Je vous prie de m’avertir de votre départ pour Bruxelles, et d’aviser, en même temps, sur la voie la plus courte pour accélérer notre correspondance. Je me flatte de pouvoir recevoir de vous tous les huit jours des lettres, lorsque vous serez si voisin de nos frontières. Je pourrai peut-être vous être de quelque utilité dans ce pays, car je connais très-particulièrement le prince d’Orange[5], qui est souvent à Bréda, et le duc d’Aremberg[6], qui demeure à Bruxelles. Peut-être pourrai-je aussi, par le ministère du prince de Lichtenstein, abréger à la marquise les longueurs qu’on lui fera souffrir à Bruxelles et à Vienne. Les juges de ces pays ne se pressent point dans leurs jugements. On dit que si la cour impériale devait un soufflet à quelqu’un, il faudrait solliciter trois ans avant que d’en obtenir le payement. J’augure de là que les affaires de la marquise ne se termineront pas aussi vite qu’elle le pourrait désirer.

Le vin de Hongrie vous suivra partout où vous irez. Il vous est beaucoup plus convenable que le vin du Rhin, duquel je vous prie de ne point boire, parce qu’il est fort malsain.

Ne m’oubliez pas, cher Voltaire ; et si votre santé vous le permet, donnez-moi plus souvent de vos nouvelles, de vos censures, et de vos ouvrages. Vous m’avez si bien accoutumé à vos productions que je ne puis presque plus revenir à celles des autres. Je brûle d’impatience d’avoir la fin du Siècle de Louis XIV ; cet ouvrage est incomparable, mais gardez-vous bien de le faire imprimer.

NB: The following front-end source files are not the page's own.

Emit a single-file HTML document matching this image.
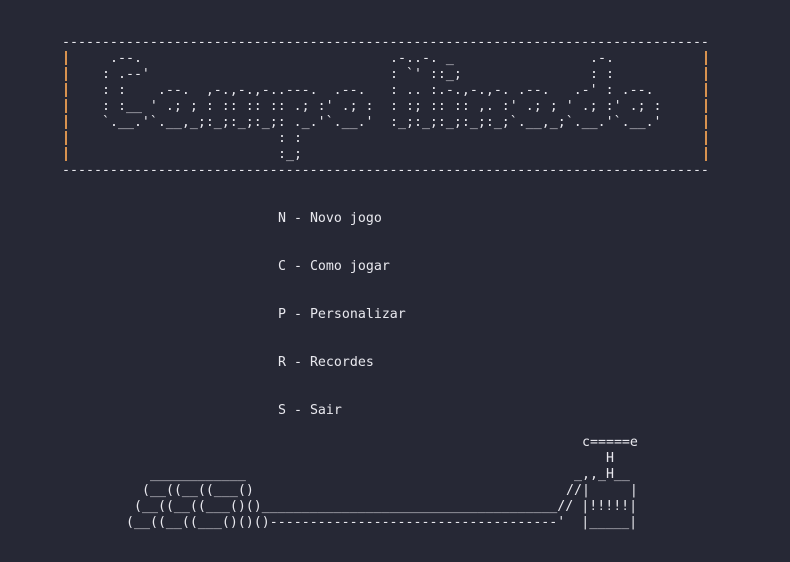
<!DOCTYPE html>
<html><head><meta charset="utf-8"><style>
html,body{margin:0;padding:0;background:#262835;width:790px;height:562px;overflow:hidden}
#t{position:absolute;left:62px;top:35px;font-family:"DejaVu Sans Mono","Liberation Mono",monospace;font-size:13.28px;line-height:16px;color:#e8e8ee}
#t span{position:absolute;white-space:pre;height:16px}
.bar{position:absolute;width:2px;top:51px;height:112px;background:repeating-linear-gradient(to bottom,#d8924f 0,#d8924f 14px,transparent 14px,transparent 16px)}
</style></head><body>
<div class="bar" style="left:65px"></div>
<div class="bar" style="left:705px"></div>
<div id="t">
<span style="left:0;top:0">---------------------------------------------------------------------------------</span>

<span style="left:48px;top:16px">.--.</span>
<span style="left:328px;top:16px">.-..-. _</span>
<span style="left:528px;top:16px">.-.</span>

<span style="left:40px;top:32px">: .--'</span>
<span style="left:328px;top:32px">: `' ::_;</span>
<span style="left:528px;top:32px">: :</span>

<span style="left:40px;top:48px">: :    .--.  ,-.,-.,-..---.  .--.</span>
<span style="left:328px;top:48px">: .. :.-.,-.,-. .--.   .-' : .--.</span>

<span style="left:40px;top:64px">: :__ ' .; ; : :: :: :: .; :' .; :</span>
<span style="left:328px;top:64px">: :; :: :: ,. :' .; ; ' .; :' .; :</span>

<span style="left:40px;top:80px">`.__.'`.__,_;:_;:_;:_;: ._.'`.__.'</span>
<span style="left:328px;top:80px">:_;:_;:_;:_;:_;`.__,_;`.__.'`.__.'</span>

<span style="left:216px;top:96px">: :</span>
<span style="left:216px;top:112px">:_;</span>

<span style="left:0;top:128px">---------------------------------------------------------------------------------</span>

<span style="left:216px;top:176px">N - Novo jogo</span>
<span style="left:216px;top:224px">C - Como jogar</span>
<span style="left:216px;top:272px">P - Personalizar</span>
<span style="left:216px;top:320px">R - Recordes</span>
<span style="left:216px;top:368px">S - Sair</span>

<span style="left:520px;top:400px">c=====e</span>
<span style="left:544px;top:416px">H</span>
<span style="left:88px;top:432px">____________</span>
<span style="left:512px;top:432px">_,,_H__</span>
<span style="left:80px;top:448px">(__((__((___()</span>
<span style="left:504px;top:448px">//|     |</span>
<span style="left:72px;top:464px">(__((__((___()()_____________________________________// |!!!!!|</span>
<span style="left:64px;top:480px">(__((__((___()()()------------------------------------'  |_____|</span>
</div></body></html>
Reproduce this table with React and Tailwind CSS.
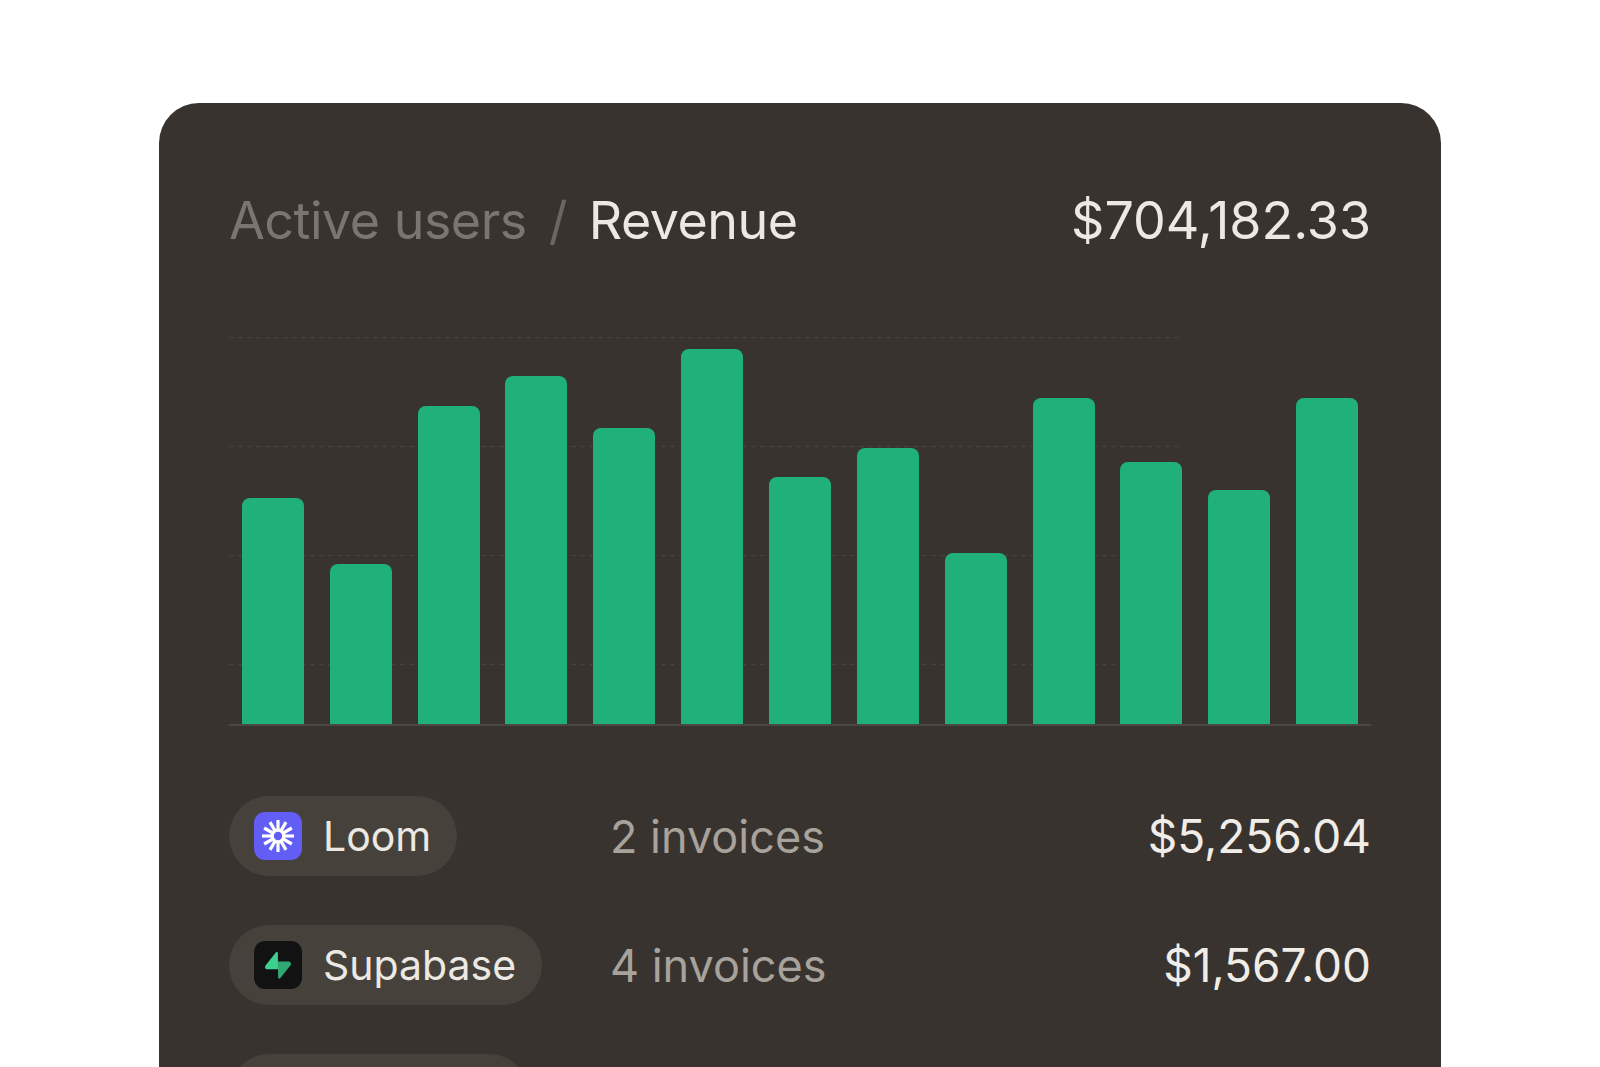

Je suis avec toute l’estime imaginable et l’amitié la plus sincère, mon cher ami, votre très-affectionné ami,

Fédéric

  1. Voltaire répondit à cette lettre le 26 février suivant.
  2. Voyez une note de la lettre de Frédéric du 20 février 1740.
  3. Celle que Frédéric avait adressée à son frère, le prince Auguste-Guillaume.
  4. Christine.
  5. Guillaume-Charles-Henri Friso, prince d"Orange et stathouder des Pays-Bas, né en 1711, mort en 1754. Il était cousin de Frédéric par sa femme la princesse Anne, fille de George II, roi d’Angleterre. — C’est ce prince que Frédéric appelle tortue dans une lettre des premiers jours d’octobre 1740.
  6. À qui est adressée la lettre 633.